• Recorded data:
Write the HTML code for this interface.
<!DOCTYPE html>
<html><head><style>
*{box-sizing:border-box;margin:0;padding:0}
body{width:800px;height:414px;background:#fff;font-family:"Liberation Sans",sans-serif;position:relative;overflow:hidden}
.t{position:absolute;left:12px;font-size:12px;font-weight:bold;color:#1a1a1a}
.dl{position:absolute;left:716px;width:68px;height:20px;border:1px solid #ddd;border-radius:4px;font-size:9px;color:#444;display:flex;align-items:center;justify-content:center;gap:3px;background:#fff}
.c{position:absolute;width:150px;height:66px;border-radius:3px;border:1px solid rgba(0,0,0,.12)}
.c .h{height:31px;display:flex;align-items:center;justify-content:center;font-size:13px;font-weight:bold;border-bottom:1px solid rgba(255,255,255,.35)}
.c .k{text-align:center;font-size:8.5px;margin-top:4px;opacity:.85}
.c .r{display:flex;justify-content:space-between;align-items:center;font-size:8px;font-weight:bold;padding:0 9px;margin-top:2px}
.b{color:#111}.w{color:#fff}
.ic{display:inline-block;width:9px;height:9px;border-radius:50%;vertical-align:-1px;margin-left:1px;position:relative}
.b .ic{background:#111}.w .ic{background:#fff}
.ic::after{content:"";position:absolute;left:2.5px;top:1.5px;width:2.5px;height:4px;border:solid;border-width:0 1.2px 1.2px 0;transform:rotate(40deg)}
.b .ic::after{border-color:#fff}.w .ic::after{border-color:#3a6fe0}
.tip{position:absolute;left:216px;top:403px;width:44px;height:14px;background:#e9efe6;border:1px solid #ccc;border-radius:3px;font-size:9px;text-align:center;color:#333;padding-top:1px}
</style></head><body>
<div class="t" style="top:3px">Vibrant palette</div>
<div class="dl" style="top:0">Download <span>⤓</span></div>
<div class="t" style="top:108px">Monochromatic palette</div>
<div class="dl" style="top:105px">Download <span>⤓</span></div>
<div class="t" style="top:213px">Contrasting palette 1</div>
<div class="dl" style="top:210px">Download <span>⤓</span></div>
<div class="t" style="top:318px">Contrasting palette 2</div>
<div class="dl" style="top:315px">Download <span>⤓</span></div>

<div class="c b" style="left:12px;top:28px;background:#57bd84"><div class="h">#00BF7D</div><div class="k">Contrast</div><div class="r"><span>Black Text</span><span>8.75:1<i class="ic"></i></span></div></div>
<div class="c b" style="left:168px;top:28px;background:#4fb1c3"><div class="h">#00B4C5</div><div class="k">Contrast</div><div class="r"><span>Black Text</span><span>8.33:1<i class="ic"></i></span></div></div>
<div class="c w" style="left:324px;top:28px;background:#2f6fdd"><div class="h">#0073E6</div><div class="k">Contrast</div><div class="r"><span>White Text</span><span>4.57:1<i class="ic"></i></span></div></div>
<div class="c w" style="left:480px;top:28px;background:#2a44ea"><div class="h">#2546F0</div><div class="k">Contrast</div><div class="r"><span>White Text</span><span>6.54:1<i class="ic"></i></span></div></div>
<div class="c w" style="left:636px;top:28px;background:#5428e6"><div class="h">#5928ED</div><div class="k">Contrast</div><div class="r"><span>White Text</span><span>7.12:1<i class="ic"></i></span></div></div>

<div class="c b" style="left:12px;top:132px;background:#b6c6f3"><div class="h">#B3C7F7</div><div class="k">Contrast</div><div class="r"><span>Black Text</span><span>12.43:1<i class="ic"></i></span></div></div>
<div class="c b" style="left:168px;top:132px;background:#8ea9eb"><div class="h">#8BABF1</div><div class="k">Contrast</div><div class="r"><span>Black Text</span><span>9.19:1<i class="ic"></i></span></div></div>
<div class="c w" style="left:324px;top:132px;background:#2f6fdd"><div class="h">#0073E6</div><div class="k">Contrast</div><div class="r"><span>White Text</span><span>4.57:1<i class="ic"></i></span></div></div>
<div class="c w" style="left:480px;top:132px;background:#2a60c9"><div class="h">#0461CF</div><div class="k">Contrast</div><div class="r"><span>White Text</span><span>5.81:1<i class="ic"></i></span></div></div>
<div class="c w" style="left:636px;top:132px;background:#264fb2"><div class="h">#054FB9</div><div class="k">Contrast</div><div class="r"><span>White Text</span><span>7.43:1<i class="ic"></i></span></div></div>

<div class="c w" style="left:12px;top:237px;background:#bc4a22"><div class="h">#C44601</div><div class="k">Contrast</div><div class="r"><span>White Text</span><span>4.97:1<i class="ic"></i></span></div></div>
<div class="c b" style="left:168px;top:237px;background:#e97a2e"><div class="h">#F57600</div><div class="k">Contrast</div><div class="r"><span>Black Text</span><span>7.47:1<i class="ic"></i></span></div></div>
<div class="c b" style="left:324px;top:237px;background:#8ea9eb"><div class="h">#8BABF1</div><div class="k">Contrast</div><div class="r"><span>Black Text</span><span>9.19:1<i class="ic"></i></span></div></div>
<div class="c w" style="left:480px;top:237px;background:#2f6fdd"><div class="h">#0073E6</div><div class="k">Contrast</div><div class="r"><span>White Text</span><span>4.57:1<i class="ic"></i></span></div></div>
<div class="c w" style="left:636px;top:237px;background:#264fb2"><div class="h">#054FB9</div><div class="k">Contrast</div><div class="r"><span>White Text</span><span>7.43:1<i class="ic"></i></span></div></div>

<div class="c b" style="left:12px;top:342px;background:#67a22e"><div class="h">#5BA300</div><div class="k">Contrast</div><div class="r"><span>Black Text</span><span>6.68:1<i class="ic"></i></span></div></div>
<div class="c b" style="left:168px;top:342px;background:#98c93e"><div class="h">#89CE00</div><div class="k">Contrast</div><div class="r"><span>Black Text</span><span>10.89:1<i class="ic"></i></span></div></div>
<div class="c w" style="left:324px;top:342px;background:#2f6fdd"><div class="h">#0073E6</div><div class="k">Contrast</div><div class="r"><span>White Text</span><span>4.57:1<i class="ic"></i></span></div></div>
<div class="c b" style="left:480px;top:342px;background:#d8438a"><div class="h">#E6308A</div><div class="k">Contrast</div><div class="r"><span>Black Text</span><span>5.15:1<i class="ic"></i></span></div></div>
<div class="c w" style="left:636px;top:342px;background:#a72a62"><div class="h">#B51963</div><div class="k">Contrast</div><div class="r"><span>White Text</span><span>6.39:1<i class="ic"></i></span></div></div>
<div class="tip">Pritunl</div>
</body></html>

• Problem requirements:
From the first line to the last, please quote the material above exactly.

• Task solution:
Write the HTML code for this interface.
<!DOCTYPE html>
<html><head><style>
*{box-sizing:border-box;margin:0;padding:0}
body{width:800px;height:414px;background:#fff;font-family:"Liberation Sans",sans-serif;position:relative;overflow:hidden}
.t{position:absolute;left:12px;font-size:12px;font-weight:bold;color:#1a1a1a}
.dl{position:absolute;left:716px;width:68px;height:20px;border:1px solid #ddd;border-radius:4px;font-size:9px;color:#444;display:flex;align-items:center;justify-content:center;gap:3px;background:#fff}
.c{position:absolute;width:150px;height:66px;border-radius:3px;border:1px solid rgba(0,0,0,.12)}
.c .h{height:31px;display:flex;align-items:center;justify-content:center;font-size:13px;font-weight:bold;border-bottom:1px solid rgba(255,255,255,.35)}
.c .k{text-align:center;font-size:8.5px;margin-top:4px;opacity:.85}
.c .r{display:flex;justify-content:space-between;align-items:center;font-size:8px;font-weight:bold;padding:0 9px;margin-top:2px}
.b{color:#111}.w{color:#fff}
.ic{display:inline-block;width:9px;height:9px;border-radius:50%;vertical-align:-1px;margin-left:1px;position:relative}
.b .ic{background:#111}.w .ic{background:#fff}
.ic::after{content:"";position:absolute;left:2.5px;top:1.5px;width:2.5px;height:4px;border:solid;border-width:0 1.2px 1.2px 0;transform:rotate(40deg)}
.b .ic::after{border-color:#fff}.w .ic::after{border-color:#3a6fe0}
.tip{position:absolute;left:216px;top:403px;width:44px;height:14px;background:#e9efe6;border:1px solid #ccc;border-radius:3px;font-size:9px;text-align:center;color:#333;padding-top:1px}
</style></head><body>
<div class="t" style="top:3px">Vibrant palette</div>
<div class="dl" style="top:0">Download <span>⤓</span></div>
<div class="t" style="top:108px">Monochromatic palette</div>
<div class="dl" style="top:105px">Download <span>⤓</span></div>
<div class="t" style="top:213px">Contrasting palette 1</div>
<div class="dl" style="top:210px">Download <span>⤓</span></div>
<div class="t" style="top:318px">Contrasting palette 2</div>
<div class="dl" style="top:315px">Download <span>⤓</span></div>

<div class="c b" style="left:12px;top:28px;background:#57bd84"><div class="h">#00BF7D</div><div class="k">Contrast</div><div class="r"><span>Black Text</span><span>8.75:1<i class="ic"></i></span></div></div>
<div class="c b" style="left:168px;top:28px;background:#4fb1c3"><div class="h">#00B4C5</div><div class="k">Contrast</div><div class="r"><span>Black Text</span><span>8.33:1<i class="ic"></i></span></div></div>
<div class="c w" style="left:324px;top:28px;background:#2f6fdd"><div class="h">#0073E6</div><div class="k">Contrast</div><div class="r"><span>White Text</span><span>4.57:1<i class="ic"></i></span></div></div>
<div class="c w" style="left:480px;top:28px;background:#2a44ea"><div class="h">#2546F0</div><div class="k">Contrast</div><div class="r"><span>White Text</span><span>6.54:1<i class="ic"></i></span></div></div>
<div class="c w" style="left:636px;top:28px;background:#5428e6"><div class="h">#5928ED</div><div class="k">Contrast</div><div class="r"><span>White Text</span><span>7.12:1<i class="ic"></i></span></div></div>

<div class="c b" style="left:12px;top:132px;background:#b6c6f3"><div class="h">#B3C7F7</div><div class="k">Contrast</div><div class="r"><span>Black Text</span><span>12.43:1<i class="ic"></i></span></div></div>
<div class="c b" style="left:168px;top:132px;background:#8ea9eb"><div class="h">#8BABF1</div><div class="k">Contrast</div><div class="r"><span>Black Text</span><span>9.19:1<i class="ic"></i></span></div></div>
<div class="c w" style="left:324px;top:132px;background:#2f6fdd"><div class="h">#0073E6</div><div class="k">Contrast</div><div class="r"><span>White Text</span><span>4.57:1<i class="ic"></i></span></div></div>
<div class="c w" style="left:480px;top:132px;background:#2a60c9"><div class="h">#0461CF</div><div class="k">Contrast</div><div class="r"><span>White Text</span><span>5.81:1<i class="ic"></i></span></div></div>
<div class="c w" style="left:636px;top:132px;background:#264fb2"><div class="h">#054FB9</div><div class="k">Contrast</div><div class="r"><span>White Text</span><span>7.43:1<i class="ic"></i></span></div></div>

<div class="c w" style="left:12px;top:237px;background:#bc4a22"><div class="h">#C44601</div><div class="k">Contrast</div><div class="r"><span>White Text</span><span>4.97:1<i class="ic"></i></span></div></div>
<div class="c b" style="left:168px;top:237px;background:#e97a2e"><div class="h">#F57600</div><div class="k">Contrast</div><div class="r"><span>Black Text</span><span>7.47:1<i class="ic"></i></span></div></div>
<div class="c b" style="left:324px;top:237px;background:#8ea9eb"><div class="h">#8BABF1</div><div class="k">Contrast</div><div class="r"><span>Black Text</span><span>9.19:1<i class="ic"></i></span></div></div>
<div class="c w" style="left:480px;top:237px;background:#2f6fdd"><div class="h">#0073E6</div><div class="k">Contrast</div><div class="r"><span>White Text</span><span>4.57:1<i class="ic"></i></span></div></div>
<div class="c w" style="left:636px;top:237px;background:#264fb2"><div class="h">#054FB9</div><div class="k">Contrast</div><div class="r"><span>White Text</span><span>7.43:1<i class="ic"></i></span></div></div>

<div class="c b" style="left:12px;top:342px;background:#67a22e"><div class="h">#5BA300</div><div class="k">Contrast</div><div class="r"><span>Black Text</span><span>6.68:1<i class="ic"></i></span></div></div>
<div class="c b" style="left:168px;top:342px;background:#98c93e"><div class="h">#89CE00</div><div class="k">Contrast</div><div class="r"><span>Black Text</span><span>10.89:1<i class="ic"></i></span></div></div>
<div class="c w" style="left:324px;top:342px;background:#2f6fdd"><div class="h">#0073E6</div><div class="k">Contrast</div><div class="r"><span>White Text</span><span>4.57:1<i class="ic"></i></span></div></div>
<div class="c b" style="left:480px;top:342px;background:#d8438a"><div class="h">#E6308A</div><div class="k">Contrast</div><div class="r"><span>Black Text</span><span>5.15:1<i class="ic"></i></span></div></div>
<div class="c w" style="left:636px;top:342px;background:#a72a62"><div class="h">#B51963</div><div class="k">Contrast</div><div class="r"><span>White Text</span><span>6.39:1<i class="ic"></i></span></div></div>
<div class="tip">Pritunl</div>
</body></html>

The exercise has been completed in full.